• [Exercise aim]:
Skip every image and restate the data word for word.

• [Given information]:
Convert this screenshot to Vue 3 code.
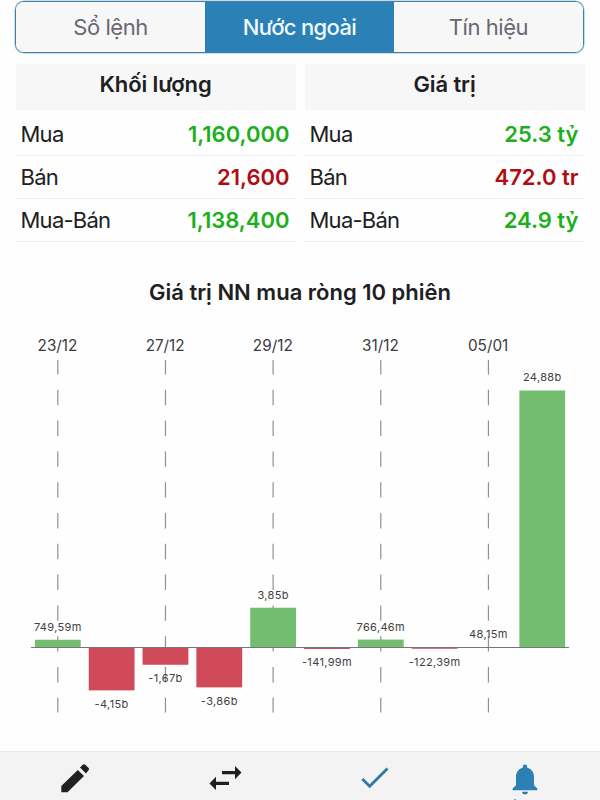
<script setup>
const tabs = [
  { label: 'Sổ lệnh', active: false },
  { label: 'Nước ngoài', active: true },
  { label: 'Tín hiệu', active: false },
]

const tables = [
  {
    title: 'Khối lượng',
    rows: [
      { label: 'Mua', value: '1,160,000', tone: 'up' },
      { label: 'Bán', value: '21,600', tone: 'down' },
      { label: 'Mua-Bán', value: '1,138,400', tone: 'up' },
    ],
  },
  {
    title: 'Giá trị',
    rows: [
      { label: 'Mua', value: '25.3 tỷ', tone: 'up' },
      { label: 'Bán', value: '472.0 tr', tone: 'down' },
      { label: 'Mua-Bán', value: '24.9 tỷ', tone: 'up' },
    ],
  },
]

const BASE = 327.5
const SCALE = 10.33
const STEP = 53.83
const FIRST = 57.8
const BAR = 45.8

const sessions = [
  { v: 0.74959, label: '749,59m', date: '23/12' },
  { v: -4.15, label: '-4,15b' },
  { v: -1.67, label: '-1,67b', date: '27/12' },
  { v: -3.86, label: '-3,86b' },
  { v: 3.85, label: '3,85b', date: '29/12' },
  { v: -0.14199, label: '-141,99m' },
  { v: 0.76646, label: '766,46m', date: '31/12' },
  { v: -0.12239, label: '-122,39m' },
  { v: 0.04815, label: '48,15m', date: '05/01' },
  { v: 24.88, label: '24,88b' },
]

const bars = sessions.map((s, i) => {
  const cx = FIRST + i * STEP
  const h = Math.abs(s.v) * SCALE
  const up = s.v > 0
  return {
    ...s,
    cx,
    h,
    up,
    y: up ? BASE - h : BASE,
    ly: up ? BASE - h - 9 : BASE + h + 17.5,
  }
})
const marks = bars.filter((b) => b.date)
</script>

<template>
  <div class="screen">
    <nav class="tabs">
      <button v-for="t in tabs" :key="t.label" class="tab" :class="{ active: t.active }">{{ t.label }}</button>
    </nav>

    <section class="tables">
      <div v-for="t in tables" :key="t.title" class="table">
        <h2 class="head">{{ t.title }}</h2>
        <div v-for="r in t.rows" :key="r.label" class="row">
          <span class="name">{{ r.label }}</span>
          <span class="value" :class="r.tone">{{ r.value }}</span>
        </div>
      </div>
    </section>

    <h3 class="title">Giá trị NN mua ròng 10 phiên</h3>

    <svg class="chart" width="600" height="410" viewBox="0 0 600 410">
      <g v-for="m in marks" :key="m.date">
        <text class="date" :x="m.cx - 0.3" y="31">{{ m.date }}</text>
        <line class="grid" :x1="m.cx" :x2="m.cx" y1="40" y2="392.5" />
      </g>
      <rect
        v-for="b in bars"
        :key="b.label"
        :class="b.up ? 'bar-up' : 'bar-down'"
        :x="b.cx - BAR / 2"
        :y="b.y"
        :width="BAR"
        :height="b.h"
      />
      <line class="axis" x1="31" x2="569" :y1="BASE" :y2="BASE" />
      <text v-for="b in bars" :key="b.label" class="label" :x="b.cx" :y="b.ly">{{ b.label }}</text>
    </svg>

    <footer class="bar">
      <div class="cell">
        <svg class="icon" viewBox="0 0 50 48">
          <path d="M11.3 43.6V37.4L27.8 21.2L34 27.2L17.5 43.6Z M30 18.7L33 15.9Q34 15 35 15.9L38.6 19.3Q39.6 20.3 38.7 21.3L36 24.7Z" fill="#202022" transform="translate(0 -3.3)" />
        </svg>
      </div>
      <div class="cell">
        <svg class="icon" viewBox="0 0 50 48">
          <path d="M22 19H35V14L41.5 20.6L35 27.2V22.3H22Z M29 29.7H16V24.8L9.5 31.4L16 38V33H29Z" fill="#202022" />
        </svg>
      </div>
      <div class="cell">
        <svg class="icon" viewBox="0 0 50 48">
          <path d="M12.3 27L19.7 34.2L37.5 16.5" fill="none" stroke="#3179a3" stroke-width="2.8" />
        </svg>
      </div>
      <div class="cell">
        <svg class="icon" viewBox="0 0 50 48">
          <path d="M25 12.5C23.7 12.5 22.8 13.4 22.8 14.8V15.7C18.3 16.8 16 20.4 16 25V33.2L12.6 36.6V38.3H37.4V36.6L34 33.2V25C34 20.4 31.7 16.8 27.2 15.7V14.8C27.2 13.4 26.3 12.5 25 12.5Z M22 39.8H28C28 41.4 26.7 42.6 25 42.6C23.3 42.6 22 41.4 22 39.8Z" fill="#2c80b3" />
          <path d="M13.8 48Q14.3 46.8 15.8 47.2L16.2 48Z" fill="#6b8fa5" />
        </svg>
      </div>
    </footer>
  </div>
</template>

<style>
body {
  background: #fefefe;
}
</style>

<style scoped>
.screen {
  width: 600px;
  height: 800px;
  overflow: hidden;
  display: flex;
  flex-direction: column;
  background: #fefefe;
  color: #202022;
  font-family: Inter, sans-serif;
}
.tabs {
  box-sizing: border-box;
  flex: none;
  height: 52px;
  margin: 1px 16px 0 15px;
  display: grid;
  grid-template-columns: 189px 189px 1fr;
  border: 1px solid #4380a5;
  border-radius: 9px;
  overflow: hidden;
  box-shadow: 0 0 0 0.5px #8fb9d2;
}
.tab {
  border: 0;
  padding: 0;
  margin: 0;
  background: #f7f7f7;
  color: #686774;
  font: 400 22px/50px Inter, sans-serif;
  letter-spacing: -0.45px;
}
.tab.active {
  background: #2b80b5;
  color: #f1fbff;
  font-weight: 500;
  letter-spacing: -0.65px;
}
.tables {
  flex: none;
  display: grid;
  grid-template-columns: 280px 280px;
  gap: 9px;
  margin: 11px 15.5px 0;
}
.head {
  margin: 0 0 3px;
  height: 46px;
  background: #f7f7f7;
  text-align: center;
  font-size: 22px;
  line-height: 41px;
  font-weight: 600;
  letter-spacing: -0.1px;
}
.row {
  box-sizing: border-box;
  height: 43px;
  padding: 0 6px 0 5px;
  display: flex;
  justify-content: space-between;
  border-bottom: 1px solid #eeeeee;
  font-size: 22px;
  line-height: 42.5px;
}
.name {
  letter-spacing: -0.75px;
}
.value {
  font-weight: 600;
}
.up {
  color: #1cae1c;
}
.down {
  color: #b00d12;
}
.title {
  flex: none;
  margin: 36px 0 0;
  text-align: center;
  font-size: 22px;
  line-height: 28px;
  height: 42px;
  font-weight: 600;
}
.chart {
  flex: none;
  display: block;
}
.date {
  font-size: 15.3px;
  text-anchor: middle;
  fill: #3b3b3d;
}
.label {
  font-size: 11px;
  letter-spacing: 0.35px;
  text-anchor: middle;
  fill: #414143;
}
.grid {
  stroke: #919193;
  stroke-width: 1.2;
  stroke-dasharray: 15.4 15.4;
  stroke-dashoffset: 1;
}
.axis {
  stroke: #77777a;
  stroke-width: 1.2;
}
.bar-up {
  fill: #72bd6f;
}
.bar-down {
  fill: #d14a5a;
}
.bar {
  box-sizing: border-box;
  flex: none;
  margin-top: auto;
  height: 49px;
  display: grid;
  grid-template-columns: repeat(4, 1fr);
  border-top: 1px solid #e9e9e9;
  background: #f3f3f3;
}
.cell {
  display: flex;
  justify-content: center;
}
.icon {
  width: 50px;
  height: 48px;
}
</style>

• [Correct result]:
Convert this screenshot to Vue 3 code.
<script setup>
const tabs = [
  { label: 'Sổ lệnh', active: false },
  { label: 'Nước ngoài', active: true },
  { label: 'Tín hiệu', active: false },
]

const tables = [
  {
    title: 'Khối lượng',
    rows: [
      { label: 'Mua', value: '1,160,000', tone: 'up' },
      { label: 'Bán', value: '21,600', tone: 'down' },
      { label: 'Mua-Bán', value: '1,138,400', tone: 'up' },
    ],
  },
  {
    title: 'Giá trị',
    rows: [
      { label: 'Mua', value: '25.3 tỷ', tone: 'up' },
      { label: 'Bán', value: '472.0 tr', tone: 'down' },
      { label: 'Mua-Bán', value: '24.9 tỷ', tone: 'up' },
    ],
  },
]

const BASE = 327.5
const SCALE = 10.33
const STEP = 53.83
const FIRST = 57.8
const BAR = 45.8

const sessions = [
  { v: 0.74959, label: '749,59m', date: '23/12' },
  { v: -4.15, label: '-4,15b' },
  { v: -1.67, label: '-1,67b', date: '27/12' },
  { v: -3.86, label: '-3,86b' },
  { v: 3.85, label: '3,85b', date: '29/12' },
  { v: -0.14199, label: '-141,99m' },
  { v: 0.76646, label: '766,46m', date: '31/12' },
  { v: -0.12239, label: '-122,39m' },
  { v: 0.04815, label: '48,15m', date: '05/01' },
  { v: 24.88, label: '24,88b' },
]

const bars = sessions.map((s, i) => {
  const cx = FIRST + i * STEP
  const h = Math.abs(s.v) * SCALE
  const up = s.v > 0
  return {
    ...s,
    cx,
    h,
    up,
    y: up ? BASE - h : BASE,
    ly: up ? BASE - h - 9 : BASE + h + 17.5,
  }
})
const marks = bars.filter((b) => b.date)
</script>

<template>
  <div class="screen">
    <nav class="tabs">
      <button v-for="t in tabs" :key="t.label" class="tab" :class="{ active: t.active }">{{ t.label }}</button>
    </nav>

    <section class="tables">
      <div v-for="t in tables" :key="t.title" class="table">
        <h2 class="head">{{ t.title }}</h2>
        <div v-for="r in t.rows" :key="r.label" class="row">
          <span class="name">{{ r.label }}</span>
          <span class="value" :class="r.tone">{{ r.value }}</span>
        </div>
      </div>
    </section>

    <h3 class="title">Giá trị NN mua ròng 10 phiên</h3>

    <svg class="chart" width="600" height="410" viewBox="0 0 600 410">
      <g v-for="m in marks" :key="m.date">
        <text class="date" :x="m.cx - 0.3" y="31">{{ m.date }}</text>
        <line class="grid" :x1="m.cx" :x2="m.cx" y1="40" y2="392.5" />
      </g>
      <rect
        v-for="b in bars"
        :key="b.label"
        :class="b.up ? 'bar-up' : 'bar-down'"
        :x="b.cx - BAR / 2"
        :y="b.y"
        :width="BAR"
        :height="b.h"
      />
      <line class="axis" x1="31" x2="569" :y1="BASE" :y2="BASE" />
      <text v-for="b in bars" :key="b.label" class="label" :x="b.cx" :y="b.ly">{{ b.label }}</text>
    </svg>

    <footer class="bar">
      <div class="cell">
        <svg class="icon" viewBox="0 0 50 48">
          <path d="M11.3 43.6V37.4L27.8 21.2L34 27.2L17.5 43.6Z M30 18.7L33 15.9Q34 15 35 15.9L38.6 19.3Q39.6 20.3 38.7 21.3L36 24.7Z" fill="#202022" transform="translate(0 -3.3)" />
        </svg>
      </div>
      <div class="cell">
        <svg class="icon" viewBox="0 0 50 48">
          <path d="M22 19H35V14L41.5 20.6L35 27.2V22.3H22Z M29 29.7H16V24.8L9.5 31.4L16 38V33H29Z" fill="#202022" />
        </svg>
      </div>
      <div class="cell">
        <svg class="icon" viewBox="0 0 50 48">
          <path d="M12.3 27L19.7 34.2L37.5 16.5" fill="none" stroke="#3179a3" stroke-width="2.8" />
        </svg>
      </div>
      <div class="cell">
        <svg class="icon" viewBox="0 0 50 48">
          <path d="M25 12.5C23.7 12.5 22.8 13.4 22.8 14.8V15.7C18.3 16.8 16 20.4 16 25V33.2L12.6 36.6V38.3H37.4V36.6L34 33.2V25C34 20.4 31.7 16.8 27.2 15.7V14.8C27.2 13.4 26.3 12.5 25 12.5Z M22 39.8H28C28 41.4 26.7 42.6 25 42.6C23.3 42.6 22 41.4 22 39.8Z" fill="#2c80b3" />
          <path d="M13.8 48Q14.3 46.8 15.8 47.2L16.2 48Z" fill="#6b8fa5" />
        </svg>
      </div>
    </footer>
  </div>
</template>

<style>
body {
  background: #fefefe;
}
</style>

<style scoped>
.screen {
  width: 600px;
  height: 800px;
  overflow: hidden;
  display: flex;
  flex-direction: column;
  background: #fefefe;
  color: #202022;
  font-family: Inter, sans-serif;
}
.tabs {
  box-sizing: border-box;
  flex: none;
  height: 52px;
  margin: 1px 16px 0 15px;
  display: grid;
  grid-template-columns: 189px 189px 1fr;
  border: 1px solid #4380a5;
  border-radius: 9px;
  overflow: hidden;
  box-shadow: 0 0 0 0.5px #8fb9d2;
}
.tab {
  border: 0;
  padding: 0;
  margin: 0;
  background: #f7f7f7;
  color: #686774;
  font: 400 22px/50px Inter, sans-serif;
  letter-spacing: -0.45px;
}
.tab.active {
  background: #2b80b5;
  color: #f1fbff;
  font-weight: 500;
  letter-spacing: -0.65px;
}
.tables {
  flex: none;
  display: grid;
  grid-template-columns: 280px 280px;
  gap: 9px;
  margin: 11px 15.5px 0;
}
.head {
  margin: 0 0 3px;
  height: 46px;
  background: #f7f7f7;
  text-align: center;
  font-size: 22px;
  line-height: 41px;
  font-weight: 600;
  letter-spacing: -0.1px;
}
.row {
  box-sizing: border-box;
  height: 43px;
  padding: 0 6px 0 5px;
  display: flex;
  justify-content: space-between;
  border-bottom: 1px solid #eeeeee;
  font-size: 22px;
  line-height: 42.5px;
}
.name {
  letter-spacing: -0.75px;
}
.value {
  font-weight: 600;
}
.up {
  color: #1cae1c;
}
.down {
  color: #b00d12;
}
.title {
  flex: none;
  margin: 36px 0 0;
  text-align: center;
  font-size: 22px;
  line-height: 28px;
  height: 42px;
  font-weight: 600;
}
.chart {
  flex: none;
  display: block;
}
.date {
  font-size: 15.3px;
  text-anchor: middle;
  fill: #3b3b3d;
}
.label {
  font-size: 11px;
  letter-spacing: 0.35px;
  text-anchor: middle;
  fill: #414143;
}
.grid {
  stroke: #919193;
  stroke-width: 1.2;
  stroke-dasharray: 15.4 15.4;
  stroke-dashoffset: 1;
}
.axis {
  stroke: #77777a;
  stroke-width: 1.2;
}
.bar-up {
  fill: #72bd6f;
}
.bar-down {
  fill: #d14a5a;
}
.bar {
  box-sizing: border-box;
  flex: none;
  margin-top: auto;
  height: 49px;
  display: grid;
  grid-template-columns: repeat(4, 1fr);
  border-top: 1px solid #e9e9e9;
  background: #f3f3f3;
}
.cell {
  display: flex;
  justify-content: center;
}
.icon {
  width: 50px;
  height: 48px;
}
</style>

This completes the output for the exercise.